The movie could not have had a more stellar cast, and Lee’s two-camera shooting approach results in fresher performances from the entire ensemble. While Washington is superb in navigating tricky moves, arguably, the toughest role is played by Owen since we can’t see his completely masked face. To give the actors more “face” time and to allow the audience a closer look into the robber’s head, Lee has found places where Owen’s character could be filmed unmasked.
Jodie Foster brings her customary artistry, class and intelligence to her role. As always, Christopher Plummer shines in one of the film’s most ambiguous parts, that of a powerful business mogul and philanthropist, who hires Foster to navigate a potentially career-ending–and life-ending–situation (that can’t be revealed here).

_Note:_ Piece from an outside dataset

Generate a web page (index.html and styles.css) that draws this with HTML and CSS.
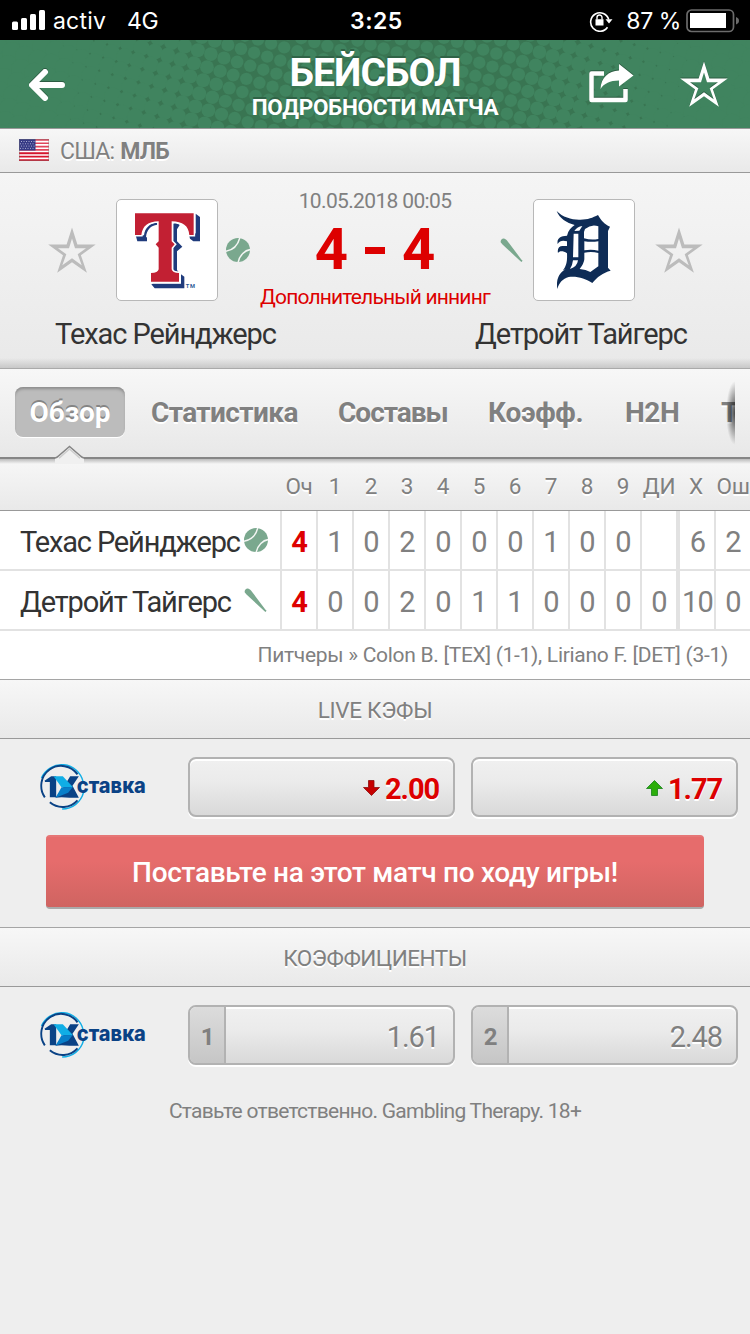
FILE: index.html
```html
<!DOCTYPE html>
<html lang="ru">
<head>
<meta charset="utf-8">
<title>Бейсбол</title>
<link rel="stylesheet" href="styles.css">
</head>
<body>
<svg class="defs" aria-hidden="true">
  <symbol id="star" viewBox="0 0 48 48"><path fill="currentColor" fill-rule="evenodd" d="M24 1.500 29.400 18.400 47.700 18.500 32.900 29.200 38.900 46.700 24 36.300 9.200 46.700 15 29.200 .2 18.500 18.600 18.400ZM24 12.500 21 22.200 10 22.300 18.300 28.300 14.300 39.200 24 32.200 33.700 39.200 29.700 28.300 38 22.300 27 22.200Z"/></symbol>
  <symbol id="ball" viewBox="0 0 24 24"><circle cx="12" cy="12" r="12" fill="#7aa88e"/><path d="M-1 13.500C6 12.500 12 8 14-1M12 25C13.500 17 19 12 25 11.500" fill="none" stroke="#f4f6f4" stroke-width="1.500"/></symbol>
  <symbol id="bat" viewBox="0 0 24 24"><path fill="#7aa88e" d="M.8 4.500C.2 2.500 1.500.4 3.600.4 5 .3 6 1.400 7 2.500L21.300 21.400 22.600 22.700 21.400 24 20 22.800 2.500 6.500Z"/></symbol>
  <symbol id="mark" viewBox="120 66 320 150">
    <path d="M124 114A66 66 0 0 1 249 126M250 157A66 66 0 0 1 186 207" fill="none" stroke="#10aee6" stroke-width="4.500"/>
    <path d="M134 172A59 59 0 0 1 232 103M149 187A60 60 0 0 0 232 181" fill="none" stroke="#0a4285" stroke-width="6"/>
    <path fill="#0a4285" d="M133 122 153 109H168V172H149V126H135ZM210 109H236L217 137 236 173H208L184 172 166 173 191 140Z"/>
    <path fill="#10aee6" d="M160 109H188L218 141 184 142Z"/>
    <path fill="#087fc9" d="M184 142 218 141 204 158 166 173Z"/>
  </symbol>
</svg>

<div class="status">
  <svg class="signal" viewBox="0 0 34 20"><g fill="#fff"><rect y="11.500" width="6" height="8.500" rx="1.500"/><rect x="9" y="8" width="6" height="12" rx="1.500"/><rect x="18" y="4" width="6" height="16" rx="1.500"/><rect x="27" width="6" height="20" rx="1.500"/></g></svg>
  <span class="carrier">activ</span><span class="net">4G</span>
  <span class="clock">3:25</span>
  <svg class="lock" viewBox="0 0 24 22"><path d="M18.500 17.200A9.200 9.200 0 1 1 19.700 9.500" fill="none" stroke="#fff" stroke-width="1.600"/><path fill="#fff" d="M16.500 9.300H23.500L20 13.500ZM6.500 9.300H14.500V15.500H6.500Z"/><path d="M8 9.500V7.500a2.500 2.500 0 0 1 5 0V9.500" fill="none" stroke="#fff" stroke-width="1.400"/></svg>
  <span class="pct">87 %</span>
  <svg class="battery" viewBox="0 0 54 24"><rect x="1" y="1" width="46.500" height="21.500" rx="4.500" fill="none" stroke="#6b6b6b" stroke-width="1.700"/><rect x="4" y="4" width="36" height="15" fill="#fff"/><path d="M50 8v7.500q3-1 3-3.700T50 8Z" fill="#6b6b6b"/></svg>
</div>

<header class="top">
  <svg class="dots" id="dots" width="750" height="88"></svg>
  <svg class="back" viewBox="0 0 38 34"><path d="M17 4 4 17 17 30M6 17H34" fill="none" stroke="#fff" stroke-width="6" stroke-linecap="round" stroke-linejoin="round"/></svg>
  <h1 class="titles"><span class="title">БЕЙСБОЛ</span><span class="subtitle">ПОДРОБНОСТИ МАТЧА</span></h1>
  <svg class="share" viewBox="0 0 46 40"><path d="M16 9.500H3.500V36H37.500V25" fill="none" stroke="#fff" stroke-width="4.500" stroke-linejoin="round"/><path fill="#fff" d="M31 0 45.500 11.500 31 22.500V16.500C22 16.500 16 19.500 12.500 25 13 13.500 20.500 7 31 6.500Z"/></svg>
  <svg class="fav"><use href="#star"/></svg>
</header>

<div class="league">
  <svg class="flag" viewBox="0 0 30 22"><rect width="30" height="22" fill="#fff"/><g fill="#e0455c"><path d="M0 0H30V1.700H0ZM0 3.400H30V5.100H0ZM0 6.800H30V8.500H0ZM0 10.100H30V11.800H0Z"/></g><path fill="#d5152c" d="M0 13.300H30V15.200H0ZM0 16.700H30V18.500H0ZM0 20.200H30V22H0Z"/><rect width="16.500" height="11.500" fill="#363a85"/><path d="M2 2.500H15.500M1 4.800H15.500M2 7.100H15.500M1 9.400H15.500" stroke="#a9abd0" stroke-width="1" stroke-dasharray="1 1.500"/><rect x=".5" y=".5" width="29" height="21" fill="none" stroke="#777" stroke-opacity=".35"/></svg>
  <span class="country">США:</span><b class="lname">МЛБ</b>
</div>

<section class="match">
  <div class="duel">
    <svg class="star"><use href="#star"/></svg>
    <div class="logo home"><svg viewBox="351 60 300 300">
      <path fill="#1f3b7c" d="M587 101 600 111V184H580L570 176 568 168 587 160ZM405 172H438C440 148 452 137 472 134V127C450 130 434 144 432 166H407L412 184H441L441 172ZM520 131C528 130 534 132 539 135L531 148V184L547 200 531 214V270L536 277 520 272ZM543 283 553 290V325H464L454 313 459 311H543Z"/>
      <path fill="none" stroke="#fff" stroke-width="9" d="M405 100H581V165H568C566 137 548 125 515 124V184L524 193 515 203V268Q517 279 537 279V305H453V279Q474 279 476 268V203L467 193 476 184V124C444 125 428 137 424 165H405Z"/>
      <path fill="#c22033" d="M405 100H581V165H568C566 137 548 125 515 124V184L524 193 515 203V268Q517 279 537 279V305H453V279Q474 279 476 268V203L467 193 476 184V124C444 125 428 137 424 165H405Z"/>
      <text x="557" y="325" class="tm" textLength="28">TM</text></svg></div>
    <svg class="serve"><use href="#ball"/></svg>
    <div class="center">
      <span class="date">10.05.2018 00:05</span>
      <span class="score"><span>4</span><i class="dash"></i><span>4</span></span>
      <span class="phase">Дополнительный иннинг</span>
    </div>
    <svg class="serve"><use href="#bat"/></svg>
    <div class="logo away"><svg viewBox="132 60 300 300">
      <path fill="#0e2c56" fill-rule="evenodd" d="M200 93C218 112 247 120 271 119 294 119 308 113 324 105 332 120 343 133 360 140L354 153V263L362 272C339 278 321 291 307 309 288 296 259 287 236 291 218 296 207 309 202 327 198 302 205 279 227 268L219 271C230 256 232 244 231 220 218 211 208 213 204 219 201 205 208 196 222 198H231V184C218 180 209 182 203 192 200 176 210 168 231 167 235 151 243 142 254 135 230 129 208 115 200 93ZM253 153Q262 140 277 138L268 152ZM251 161H265V232H249ZM285 147Q305 131 325 139V177Q303 181 282 175V156ZM283 184Q304 187 325 184V212Q304 207 283 211ZM283 218Q305 213 325 219V259L301 276Q288 268 269 267 282 251 283 238ZM249 241H264Q262 260 240 267 247 258 249 241Z"/></svg></div>
    <svg class="star"><use href="#star"/></svg>
  </div>
  <div class="names"><div class="name-home">Техас Рейнджерс</div><div class="name-away">Детройт Тайгерс</div></div>
</section>

<nav class="tabs">
  <div class="strip">
    <a class="tab active">Обзор</a><a class="tab t2">Статистика</a><a class="tab t3">Составы</a><a class="tab t4">Коэфф.</a><a class="tab t5">H2H</a><a class="tab t6">Таблица</a>
    <i class="more"></i>
  </div>
  <svg class="notch" viewBox="0 0 30 18"><path d="M0 13.500 14.500 .8 29 13.500V18H0Z" fill="#f0f0f0"/><path d="M0 13 Q2 12.500 3.500 11L14.500 1.500 25.500 11Q27 12.500 29 13" fill="none" stroke="#858585" stroke-width="1.600"/><path d="M4 13.300 14.500 4 25 13.300" fill="none" stroke="#ccc" stroke-width="1.500"/></svg>
</nav>

<div class="grid head"><span></span><span>Оч</span><span>1</span><span>2</span><span>3</span><span>4</span><span>5</span><span>6</span><span>7</span><span>8</span><span>9</span><span>ДИ</span><span>X</span><span>Ош</span></div>
<div class="grid row"><span class="team"><span class="team-name">Техас Рейнджерс</span><svg class="mini"><use href="#ball"/></svg></span><b>4</b><span>1</span><span>0</span><span>2</span><span>0</span><span>0</span><span>0</span><span>1</span><span>0</span><span>0</span><span></span><span class="hits">6</span><span>2</span></div>
<div class="grid row"><span class="team"><span class="team-name">Детройт Тайгерс</span><svg class="mini"><use href="#bat"/></svg></span><b>4</b><span>0</span><span>0</span><span>2</span><span>0</span><span>1</span><span>1</span><span>0</span><span>0</span><span>0</span><span>0</span><span class="hits">10</span><span>0</span></div>
<div class="pitchers">Питчеры » Colon B. [TEX] (1-1), Liriano F. [DET] (3-1)</div>

<h2 class="section s1">LIVE КЭФЫ</h2>
<div class="odds">
  <svg class="brand" viewBox="0 0 320 150"><use href="#mark" width="320" height="150"/><text x="110" y="92" class="stavka-text" textLength="207" lengthAdjust="spacingAndGlyphs">ставка</text></svg>
  <div class="odd live"><svg class="arrow" viewBox="0 0 17 16"><path d="M5.500 .5H11V7.500H16.500L8.500 15.500 .5 7.500H5.500Z" fill="#c60000" stroke="#8d0d0d" stroke-width=".8"/></svg><b>2.00</b></div>
  <div class="odd live"><svg class="arrow" viewBox="0 0 17 16"><path d="M5.500 15.500H11.500V8.500H16.500L8.500 .5 .5 8.500H5.500Z" fill="#2cae0b" stroke="#16801a" stroke-width=".8"/></svg><b>1.77</b></div>
</div>
<div class="bet">Поставьте на этот матч по ходу игры!</div>
<h2 class="section s2">КОЭФФИЦИЕНТЫ</h2>
<div class="odds">
  <svg class="brand" viewBox="0 0 320 150"><use href="#mark" width="320" height="150"/><text x="110" y="92" class="stavka-text" textLength="207" lengthAdjust="spacingAndGlyphs">ставка</text></svg>
  <div class="odd"><b class="side">1</b><span class="val">1.61</span></div>
  <div class="odd"><b class="side">2</b><span class="val">2.48</span></div>
</div>
<footer class="foot">Ставьте ответственно. Gambling Therapy. 18+</footer>
<script src="dots.js"></script>
</body>
</html>
```
FILE: styles.css
```css
* { box-sizing: border-box; }
body { margin: 0; width: 750px; height: 1334px; overflow: hidden; background: #eee; color: #808080; font-family: Roboto, "Noto Sans", sans-serif; }
svg { display: block; flex: none; }
.defs { position: absolute; width: 0; height: 0; }
h1, h2 { margin: 0; font-weight: 400; }
span, b { white-space: nowrap; }

.status { height: 40px; background: #000; color: #fff; display: flex; align-items: center; font: 23px/40px Inter, sans-serif; padding: 1px 11px 0 12px; position: relative; }
.signal { width: 34px; height: 20px; margin-top: -1px; }
.carrier { margin-left: 7px; letter-spacing: .2px; }
.net { margin-left: 21px; letter-spacing: -.5px; }
.clock { position: absolute; left: 350px; font-weight: 600; letter-spacing: .5px; }
.lock { width: 24px; height: 22px; margin-left: auto; }
.pct { margin-left: 13px; letter-spacing: -.4px; }
.battery { width: 54px; height: 24px; margin-left: 5px; margin-right: -1px; }

.top { height: 88px; background: #40845f; display: flex; align-items: center; position: relative; color: #fff; padding: 0 22px 0 28px; }
.top > * { position: relative; }
.top .dots { position: absolute; left: 0; top: 0; }
.back { width: 38px; height: 34px; margin-top: 2px; filter: drop-shadow(0 -1px 0 #2c5c42); }
.titles { width: 290px; margin-left: 164px; padding-top: 4px; display: flex; flex-direction: column; align-items: center; text-shadow: 0 -2px 0 #2f6346; font-weight: 700; }
.title { font-size: 39px; line-height: 42px; height: 42px; letter-spacing: -.9px; }
.subtitle { font-size: 22.500px; line-height: 27px; height: 27px; letter-spacing: -.3px; }
.share { width: 46px; height: 40px; margin-left: 68px; filter: drop-shadow(0 -1px 0 #2c5c42); }
.fav { width: 48px; height: 48px; margin-left: auto; margin-top: -1px; filter: drop-shadow(0 -1px 0 #2c5c42); }

.league { height: 45px; border-top: 1px solid #999; border-bottom: 1px solid #999; background: linear-gradient(#f7f7f7, #e9e9e9); display: flex; align-items: center; padding-left: 19px; font-size: 23px; line-height: 27px; letter-spacing: -.8px; text-shadow: 0 2px 0 #fff; }
.flag { width: 30px; height: 22px; margin-top: -1px; }
.country { margin-left: 11px; padding-top: 2px; }
.lname { margin-left: 6px; padding-top: 2px; }

.match { height: 196px; padding-top: 16px; border-bottom: 1px solid #aaa; background: linear-gradient(transparent 185px, #c8c8c8), linear-gradient(#f5f5f5, #e9e9e9); }
.duel { height: 122px; display: flex; align-items: center; padding-left: 48px; }
.star { width: 48px; height: 48px; color: #bcbcbc; }
.logo { width: 102px; height: 102px; border: 1px solid #b8b8b8; border-radius: 5px; background: #fff; flex: none; }
.logo svg { width: 100px; height: 100px; }
.home { margin: 0 8px 0 20px; }
.away { margin: 0 20px 0 9px; }
.serve { width: 24px; height: 24px; }
.tm { font: 700 17px Roboto, sans-serif; fill: #2d5a97; }
.stavka-text { font: 800 64px Inter, sans-serif; fill: #0a4285; }
.center { width: 250px; height: 122px; display: flex; flex-direction: column; align-items: center; }
.date { font-size: 21px; line-height: 24px; height: 22px; letter-spacing: -.65px; }
.score { height: 76px; display: flex; align-items: center; color: #d00; font-weight: 700; font-size: 58px; line-height: 76px; }
.score .dash { width: 20px; height: 7px; margin: 3px 17px 0; background: #d00; }
.phase { color: #d00; font-size: 21px; line-height: 20px; letter-spacing: -.82px; }
.names { display: flex; justify-content: space-between; color: #333; font-size: 29px; line-height: 47px; letter-spacing: -1.080px; text-align: center; }
.name-home { width: 331px; }
.name-away { width: 338px; }

.tabs { height: 90px; border-bottom: 2px solid #868686; background: linear-gradient(#f7f7f7, #e8e8e8); position: relative; }
.strip { display: flex; width: 735px; height: 88px; padding-left: 15px; align-items: center; overflow: hidden; position: relative; }
.tab { font-size: 28px; font-weight: 700; line-height: 52px; flex: none; text-shadow: 0 2px 0 #fff; }
.tab.active { width: 110px; height: 50px; margin-top: -2px; border-radius: 8px; background: #bcbcbc; color: #fff; text-align: center; text-shadow: 0 -2px 0 #858585; box-shadow: inset 0 3px 3px -1px #8c8c8c, 0 1px 0 #fff; }
.t2 { margin-left: 26px; width: 187px; letter-spacing: -.6px; }
.t3 { width: 150px; letter-spacing: -1px; }
.t4 { width: 137px; letter-spacing: -.3px; }
.t5 { width: 96px; letter-spacing: -.4px; }
.more { position: absolute; right: 0; top: 12px; width: 10px; height: 64px; background: radial-gradient(ellipse 9px 32px at 100% 50%, rgba(0,0,0,.7), rgba(0,0,0,0)); }
.notch { position: absolute; left: 55px; top: 76px; width: 30px; height: 18px; }

.grid { display: grid; grid-template-columns: 280px repeat(11, 36px) 38px 36px; text-align: center; }
.head { height: 52px; border-bottom: 1px solid #999; background: linear-gradient(#bbb, rgba(240,240,240,0) 5px), linear-gradient(#f7f7f7, #e9e9e9); font-size: 22.500px; line-height: 54px; text-shadow: 0 2px 0 #fff; letter-spacing: -.3px; }
.head > span { padding-left: 2px; }
.row { height: 60px; border-bottom: 2px solid #e2e2e2; background: #fff; font-size: 29px; line-height: 63px; }
.row > * { border-left: 2px solid #e2e2e2; padding-left: 1px; height: 58px; }
.row > .team { border: 0; color: #333; display: flex; align-items: center; padding-left: 20px; letter-spacing: -1.150px; }
.team-name { padding-top: 4px; }
.row > .hits { border-left-width: 4px; letter-spacing: -.8px; }
.row b { color: #d00; }
.mini { width: 24px; height: 24px; margin-left: auto; margin-right: 12px; }
.pitchers { height: 49px; border-bottom: 1px solid #a5a5a5; background: #fff; text-align: right; padding-right: 22px; font-size: 21px; line-height: 48px; letter-spacing: -.29px; }

.section { height: 59px; border-bottom: 1px solid #999; background: linear-gradient(#f7f7f7, #e9e9e9); text-align: center; font-size: 22.500px; line-height: 60px; text-shadow: 0 2px 0 #fff; letter-spacing: -.3px; }
.s2 { height: 60px; border-top: 1px solid #a5a5a5; letter-spacing: -.5px; }
.odds { display: flex; padding: 18px 12px 0 40px; align-items: center; }
.brand { width: 107px; height: 50px; margin-right: 41px; }
.odd { width: 267px; height: 60px; border: 2px solid #b2b2b2; border-radius: 8px; background: linear-gradient(#f0f0f0, #ebebeb 40%, #d9d9d9); box-shadow: inset 0 2px 0 #fff, 0 2px 0 #fff; display: flex; align-items: center; justify-content: flex-end; padding-right: 14px; font-size: 29px; letter-spacing: -1.100px; text-shadow: 0 2px 0 #fff; line-height: 56px; }
.odd + .odd { margin-left: 16px; }
.live { color: #d00; padding-top: 4px; }
.arrow { width: 17px; height: 16px; margin-right: 5px; margin-top: -3px; }
.side { width: 36px; height: 56px; margin-right: auto; border-right: 2px solid #b2b2b2; border-radius: 6px 0 0 6px; background: linear-gradient(#dcdcdc, #c6c6c6); font-size: 24px; line-height: 60px; text-align: center; text-shadow: none; }
.val { padding-top: 4px; }
.bet { width: 658px; height: 74px; margin: 18px auto; border-radius: 4px; background: linear-gradient(#e66c6c, #e66c6c 35%, #cf6461); border-top: 2px solid #e67676; border-bottom: 2px solid #aaa; color: #fff; font-weight: 500; font-size: 28px; line-height: 71px; letter-spacing: -.3px; text-align: center; }
.foot { text-align: center; font-size: 21px; line-height: 30px; margin-top: 31px; letter-spacing: -.72px; }
```
FILE: dots.js
```js
// Halftone of the header: light dots over a darker green, merging toward both edges.
const svg = document.getElementById('dots');
let out = '<rect width="750" height="88" fill="#397552"/>';
for (let i = -10; i < 65; i++) {
  for (let j = -25; j < 25; j++) {
    const x = 99.7 + i * 13.1 - j * 3.9;
    const y = 52.3 + i * 3.9 + j * 13.1;
    if (x < -12 || x > 762 || y < -12 || y > 100) continue;
    const d = Math.abs(x - 375);
    const r = d < 130 ? 6.2 : Math.min(10, 6.2 + (d - 130) * 0.0185);
    out += `<circle cx="${x.toFixed(1)}" cy="${y.toFixed(1)}" r="${r.toFixed(2)}" fill="#40845f"/>`;
  }
}
svg.innerHTML = out;
```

Production values of this extremely exciting film are great, courtesy of director of cinematography Matthew Libatique (who also shot Tigerland and Requiem for a Dream) and production designer Wynn Thomas (most recently represented in Cinderella Man). In this picture, Lee uses some of his vet collaborators, such as editor Barry Alexander Brown (who cut Do the Right Thing), and composer Terence Blanchard (who scored Malcom X) to good effect.
Due to limitations of space, most of us critics seldom acknowledge the creative contribution of producers, here represented by Daniel M. Rosenberg (Novocaine), Jon Kilik (Lee’s 25th Hour), Kehela Sherwood (Ron Howard’s A Beautiful Mind), and Kim Roth (Chris Nolan’s Insomnia)
Like David Cronenberg and History of Violence, Lee has taken the classic genre of the perfect crime-and the bank robbery and injected to it not only new elements but also his personal vision, again proving that genre cinema still contains possibilities for creativity and innovation. Inside Man is about city politics, real estate, power struggles, urban corruption and decadence, negotiations and paybacks, and above all, about what could be described as “a new mentality of crime.”
The grandest compliment I can pay Inside Man is to say that the master of suspense Hitchcock and the prince of New York City policiers Sidney Lumet would be proud of his work.